Scan the entries and tally the lines that include the string "this". Reply with the figure alone.
--- begin Information provided ---
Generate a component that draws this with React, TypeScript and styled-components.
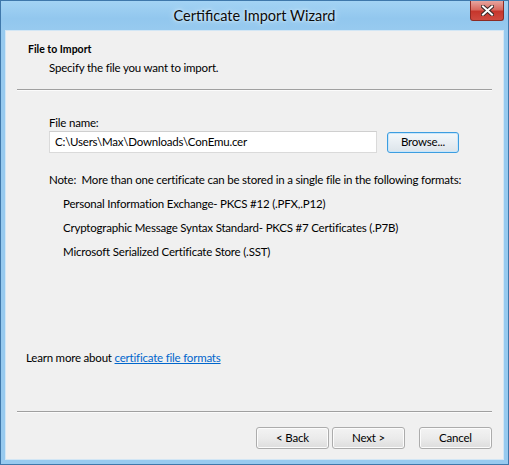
--- end Information provided ---
--- begin Information provided ---
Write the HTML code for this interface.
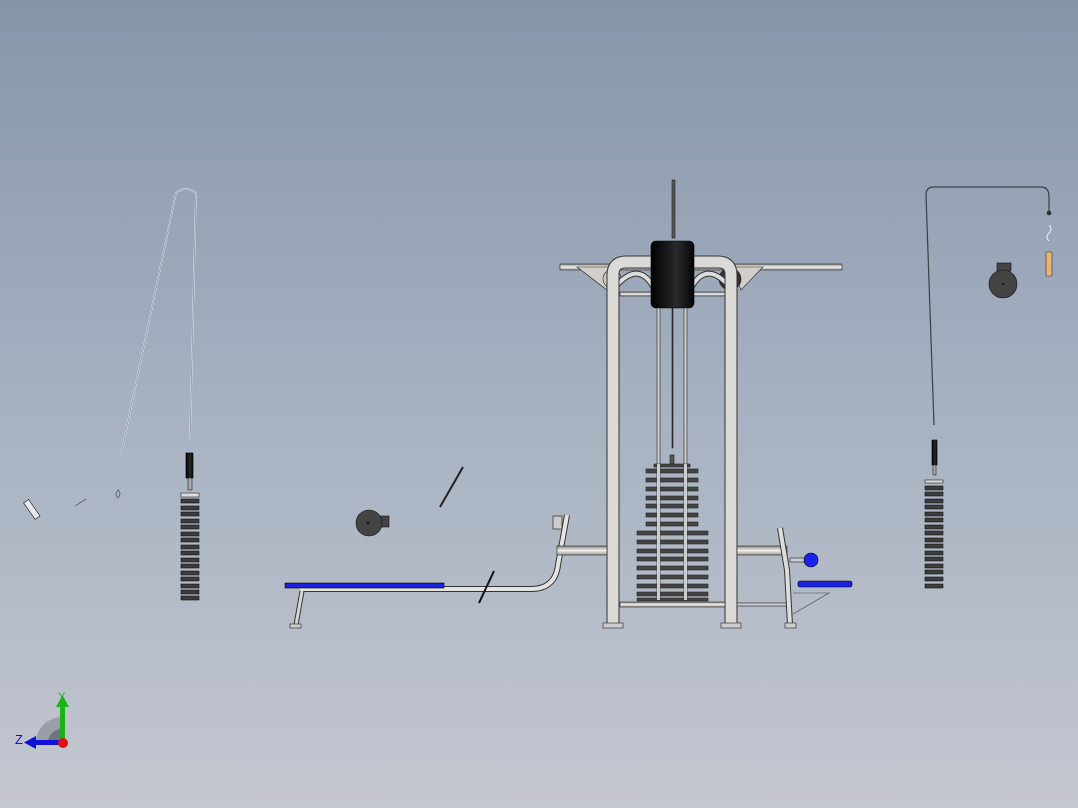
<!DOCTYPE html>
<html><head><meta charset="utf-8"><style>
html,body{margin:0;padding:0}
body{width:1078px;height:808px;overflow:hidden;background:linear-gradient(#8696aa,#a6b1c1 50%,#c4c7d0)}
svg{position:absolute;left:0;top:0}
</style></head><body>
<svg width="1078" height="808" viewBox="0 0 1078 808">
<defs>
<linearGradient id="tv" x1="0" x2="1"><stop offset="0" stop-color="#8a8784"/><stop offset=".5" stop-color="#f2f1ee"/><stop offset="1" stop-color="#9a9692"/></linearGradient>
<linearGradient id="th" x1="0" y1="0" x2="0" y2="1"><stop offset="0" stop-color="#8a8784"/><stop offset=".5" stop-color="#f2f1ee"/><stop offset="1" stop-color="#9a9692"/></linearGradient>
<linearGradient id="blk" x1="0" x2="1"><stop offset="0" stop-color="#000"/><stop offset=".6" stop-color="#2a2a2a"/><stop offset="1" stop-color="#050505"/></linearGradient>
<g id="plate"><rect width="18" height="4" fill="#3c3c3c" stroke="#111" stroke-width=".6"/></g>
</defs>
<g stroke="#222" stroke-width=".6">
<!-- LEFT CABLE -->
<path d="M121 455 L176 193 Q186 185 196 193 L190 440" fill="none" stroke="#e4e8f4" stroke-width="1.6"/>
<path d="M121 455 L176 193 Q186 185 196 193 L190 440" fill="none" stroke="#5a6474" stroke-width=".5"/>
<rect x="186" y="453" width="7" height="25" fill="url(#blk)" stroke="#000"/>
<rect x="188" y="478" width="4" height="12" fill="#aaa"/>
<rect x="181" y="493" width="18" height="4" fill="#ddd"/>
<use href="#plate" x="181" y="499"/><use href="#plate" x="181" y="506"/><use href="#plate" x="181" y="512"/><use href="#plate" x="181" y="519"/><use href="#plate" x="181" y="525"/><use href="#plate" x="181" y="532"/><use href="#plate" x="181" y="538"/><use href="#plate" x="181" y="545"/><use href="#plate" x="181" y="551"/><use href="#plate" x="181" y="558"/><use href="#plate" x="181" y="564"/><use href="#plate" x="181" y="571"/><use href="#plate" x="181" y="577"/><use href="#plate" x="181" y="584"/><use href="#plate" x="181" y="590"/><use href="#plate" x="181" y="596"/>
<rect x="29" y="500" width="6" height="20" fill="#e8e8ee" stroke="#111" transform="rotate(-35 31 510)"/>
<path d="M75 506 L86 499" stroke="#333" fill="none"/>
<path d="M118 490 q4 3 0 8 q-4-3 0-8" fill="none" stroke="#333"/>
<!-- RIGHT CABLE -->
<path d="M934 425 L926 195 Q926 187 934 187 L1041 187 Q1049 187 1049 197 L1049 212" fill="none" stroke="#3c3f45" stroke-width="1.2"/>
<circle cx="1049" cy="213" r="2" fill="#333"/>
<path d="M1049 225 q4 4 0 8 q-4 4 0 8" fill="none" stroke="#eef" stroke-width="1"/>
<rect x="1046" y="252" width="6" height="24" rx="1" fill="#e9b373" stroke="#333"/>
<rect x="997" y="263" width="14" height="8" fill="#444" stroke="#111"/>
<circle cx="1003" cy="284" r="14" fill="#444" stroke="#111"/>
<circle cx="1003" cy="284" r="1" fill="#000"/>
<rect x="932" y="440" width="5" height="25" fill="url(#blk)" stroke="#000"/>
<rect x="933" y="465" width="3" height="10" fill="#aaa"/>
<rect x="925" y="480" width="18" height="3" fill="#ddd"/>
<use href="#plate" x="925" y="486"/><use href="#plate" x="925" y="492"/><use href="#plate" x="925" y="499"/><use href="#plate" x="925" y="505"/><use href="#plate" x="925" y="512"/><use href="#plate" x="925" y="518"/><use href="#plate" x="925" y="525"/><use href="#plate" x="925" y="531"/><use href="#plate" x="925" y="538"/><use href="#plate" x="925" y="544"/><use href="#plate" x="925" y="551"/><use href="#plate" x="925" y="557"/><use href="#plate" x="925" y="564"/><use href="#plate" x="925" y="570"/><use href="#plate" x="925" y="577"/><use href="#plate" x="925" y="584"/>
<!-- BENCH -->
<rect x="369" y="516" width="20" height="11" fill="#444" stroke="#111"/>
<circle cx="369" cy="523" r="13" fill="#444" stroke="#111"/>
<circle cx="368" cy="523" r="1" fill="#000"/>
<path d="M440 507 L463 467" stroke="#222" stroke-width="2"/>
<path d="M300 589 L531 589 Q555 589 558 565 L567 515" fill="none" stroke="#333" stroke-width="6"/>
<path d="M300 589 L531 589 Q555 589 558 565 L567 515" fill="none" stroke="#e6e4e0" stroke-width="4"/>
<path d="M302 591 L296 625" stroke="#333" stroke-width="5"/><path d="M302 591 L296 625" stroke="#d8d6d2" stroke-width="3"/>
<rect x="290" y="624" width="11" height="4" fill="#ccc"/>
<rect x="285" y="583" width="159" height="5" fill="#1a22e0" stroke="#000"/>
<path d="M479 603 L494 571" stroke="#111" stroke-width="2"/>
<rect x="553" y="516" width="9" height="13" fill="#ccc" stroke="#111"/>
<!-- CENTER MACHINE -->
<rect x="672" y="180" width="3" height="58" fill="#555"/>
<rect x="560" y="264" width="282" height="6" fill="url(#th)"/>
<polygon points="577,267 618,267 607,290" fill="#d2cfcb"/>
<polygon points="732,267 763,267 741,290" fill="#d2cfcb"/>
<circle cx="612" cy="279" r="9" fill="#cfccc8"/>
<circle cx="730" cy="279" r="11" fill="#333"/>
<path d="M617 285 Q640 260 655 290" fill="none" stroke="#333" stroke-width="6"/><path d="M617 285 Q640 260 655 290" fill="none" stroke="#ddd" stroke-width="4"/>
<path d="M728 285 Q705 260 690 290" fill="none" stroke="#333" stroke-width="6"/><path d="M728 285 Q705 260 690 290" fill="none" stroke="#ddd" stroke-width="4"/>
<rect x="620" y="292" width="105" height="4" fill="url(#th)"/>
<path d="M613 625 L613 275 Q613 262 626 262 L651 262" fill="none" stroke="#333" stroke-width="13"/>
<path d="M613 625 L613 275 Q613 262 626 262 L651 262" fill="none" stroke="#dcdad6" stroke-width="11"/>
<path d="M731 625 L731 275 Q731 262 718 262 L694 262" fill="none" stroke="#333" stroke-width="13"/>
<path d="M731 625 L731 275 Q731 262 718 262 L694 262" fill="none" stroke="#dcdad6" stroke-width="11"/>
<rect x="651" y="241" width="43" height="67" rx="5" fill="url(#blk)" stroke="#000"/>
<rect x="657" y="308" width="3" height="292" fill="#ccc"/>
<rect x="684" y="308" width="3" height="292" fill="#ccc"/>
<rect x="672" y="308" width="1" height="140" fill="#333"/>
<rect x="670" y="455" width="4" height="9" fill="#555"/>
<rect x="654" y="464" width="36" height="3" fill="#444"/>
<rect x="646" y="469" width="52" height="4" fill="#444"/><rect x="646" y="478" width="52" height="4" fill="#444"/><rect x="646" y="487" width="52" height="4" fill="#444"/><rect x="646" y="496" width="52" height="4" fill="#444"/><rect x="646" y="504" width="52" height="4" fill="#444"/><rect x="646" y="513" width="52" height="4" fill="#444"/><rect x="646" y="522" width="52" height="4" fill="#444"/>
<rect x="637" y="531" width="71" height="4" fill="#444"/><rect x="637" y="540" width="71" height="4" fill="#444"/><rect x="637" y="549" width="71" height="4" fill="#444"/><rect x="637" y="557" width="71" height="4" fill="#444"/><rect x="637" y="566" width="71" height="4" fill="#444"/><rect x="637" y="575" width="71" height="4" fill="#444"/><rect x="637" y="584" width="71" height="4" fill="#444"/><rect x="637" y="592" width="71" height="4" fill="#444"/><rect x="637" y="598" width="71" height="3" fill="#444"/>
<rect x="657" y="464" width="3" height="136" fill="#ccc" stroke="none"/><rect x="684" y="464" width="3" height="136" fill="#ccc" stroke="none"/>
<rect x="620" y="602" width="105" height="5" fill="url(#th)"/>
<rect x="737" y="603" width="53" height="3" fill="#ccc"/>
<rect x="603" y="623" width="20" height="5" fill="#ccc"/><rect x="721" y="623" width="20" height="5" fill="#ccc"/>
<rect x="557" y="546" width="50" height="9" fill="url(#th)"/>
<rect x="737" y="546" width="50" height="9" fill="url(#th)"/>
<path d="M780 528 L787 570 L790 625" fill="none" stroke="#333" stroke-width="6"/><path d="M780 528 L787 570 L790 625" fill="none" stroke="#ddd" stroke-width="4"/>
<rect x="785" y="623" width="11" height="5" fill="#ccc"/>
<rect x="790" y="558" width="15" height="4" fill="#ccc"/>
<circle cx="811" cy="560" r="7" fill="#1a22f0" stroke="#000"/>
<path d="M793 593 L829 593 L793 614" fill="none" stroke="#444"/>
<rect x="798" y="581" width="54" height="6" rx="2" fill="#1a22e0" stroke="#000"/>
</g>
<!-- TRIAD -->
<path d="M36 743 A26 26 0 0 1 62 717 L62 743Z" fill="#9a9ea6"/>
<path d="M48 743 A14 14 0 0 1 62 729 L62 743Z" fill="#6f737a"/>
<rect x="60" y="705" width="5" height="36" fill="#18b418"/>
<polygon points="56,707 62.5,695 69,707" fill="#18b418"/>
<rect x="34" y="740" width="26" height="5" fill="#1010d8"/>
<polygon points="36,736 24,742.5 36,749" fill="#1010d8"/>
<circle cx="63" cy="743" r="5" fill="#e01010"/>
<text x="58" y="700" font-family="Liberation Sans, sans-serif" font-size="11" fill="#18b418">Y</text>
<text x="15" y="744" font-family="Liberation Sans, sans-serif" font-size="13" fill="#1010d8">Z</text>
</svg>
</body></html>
--- end Information provided ---
--- begin Information provided ---
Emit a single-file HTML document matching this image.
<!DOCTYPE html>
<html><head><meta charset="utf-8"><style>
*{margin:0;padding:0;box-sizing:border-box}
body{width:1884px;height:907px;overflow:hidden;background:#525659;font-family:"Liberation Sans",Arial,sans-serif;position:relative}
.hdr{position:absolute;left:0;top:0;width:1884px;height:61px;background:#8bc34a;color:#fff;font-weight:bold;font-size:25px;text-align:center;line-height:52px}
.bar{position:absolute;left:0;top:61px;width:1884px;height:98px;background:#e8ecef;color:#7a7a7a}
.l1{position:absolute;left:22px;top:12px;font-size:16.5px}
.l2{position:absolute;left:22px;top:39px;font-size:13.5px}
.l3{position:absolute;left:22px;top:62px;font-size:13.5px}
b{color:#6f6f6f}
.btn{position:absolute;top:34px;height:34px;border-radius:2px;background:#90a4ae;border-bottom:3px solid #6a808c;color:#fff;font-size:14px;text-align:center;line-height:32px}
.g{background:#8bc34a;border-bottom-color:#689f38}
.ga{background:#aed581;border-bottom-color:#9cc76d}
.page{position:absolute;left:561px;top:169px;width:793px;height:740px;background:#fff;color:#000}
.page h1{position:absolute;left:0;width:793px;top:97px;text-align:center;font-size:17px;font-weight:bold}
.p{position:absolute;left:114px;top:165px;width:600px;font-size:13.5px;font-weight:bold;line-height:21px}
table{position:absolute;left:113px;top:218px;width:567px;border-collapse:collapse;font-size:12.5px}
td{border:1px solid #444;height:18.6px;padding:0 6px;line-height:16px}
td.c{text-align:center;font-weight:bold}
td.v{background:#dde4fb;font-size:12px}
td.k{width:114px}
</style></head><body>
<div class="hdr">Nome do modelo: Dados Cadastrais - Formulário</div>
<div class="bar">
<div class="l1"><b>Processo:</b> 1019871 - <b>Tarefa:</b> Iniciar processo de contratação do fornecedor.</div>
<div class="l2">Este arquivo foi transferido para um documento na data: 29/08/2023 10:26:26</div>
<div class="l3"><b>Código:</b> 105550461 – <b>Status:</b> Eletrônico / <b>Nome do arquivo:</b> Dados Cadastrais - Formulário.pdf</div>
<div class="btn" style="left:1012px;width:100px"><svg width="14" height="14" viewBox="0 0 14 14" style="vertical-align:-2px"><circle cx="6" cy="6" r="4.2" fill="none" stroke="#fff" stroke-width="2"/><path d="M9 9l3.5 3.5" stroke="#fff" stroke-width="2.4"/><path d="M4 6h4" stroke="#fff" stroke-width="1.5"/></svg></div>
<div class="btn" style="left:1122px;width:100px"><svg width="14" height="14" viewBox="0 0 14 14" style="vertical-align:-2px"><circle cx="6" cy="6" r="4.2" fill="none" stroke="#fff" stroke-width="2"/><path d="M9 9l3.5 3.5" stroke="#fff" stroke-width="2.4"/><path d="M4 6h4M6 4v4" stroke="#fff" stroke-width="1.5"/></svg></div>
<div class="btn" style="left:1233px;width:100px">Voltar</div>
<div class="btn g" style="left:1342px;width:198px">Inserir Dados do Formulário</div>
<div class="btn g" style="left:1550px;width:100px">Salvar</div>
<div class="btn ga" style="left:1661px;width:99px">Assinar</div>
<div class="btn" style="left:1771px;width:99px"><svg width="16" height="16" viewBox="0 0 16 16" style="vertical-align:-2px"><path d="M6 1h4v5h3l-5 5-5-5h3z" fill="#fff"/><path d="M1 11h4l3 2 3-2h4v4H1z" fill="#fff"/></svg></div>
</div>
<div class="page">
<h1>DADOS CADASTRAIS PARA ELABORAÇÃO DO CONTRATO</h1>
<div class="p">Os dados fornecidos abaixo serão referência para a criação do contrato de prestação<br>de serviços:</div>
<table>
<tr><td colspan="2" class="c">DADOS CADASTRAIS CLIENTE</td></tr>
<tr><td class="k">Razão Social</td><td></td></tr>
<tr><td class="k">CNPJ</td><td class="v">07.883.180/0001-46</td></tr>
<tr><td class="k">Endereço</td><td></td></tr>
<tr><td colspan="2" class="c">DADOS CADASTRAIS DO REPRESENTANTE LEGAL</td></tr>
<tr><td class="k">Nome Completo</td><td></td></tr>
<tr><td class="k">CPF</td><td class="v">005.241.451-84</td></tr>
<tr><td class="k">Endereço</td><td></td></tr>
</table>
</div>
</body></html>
--- end Information provided ---
*Task result*: 3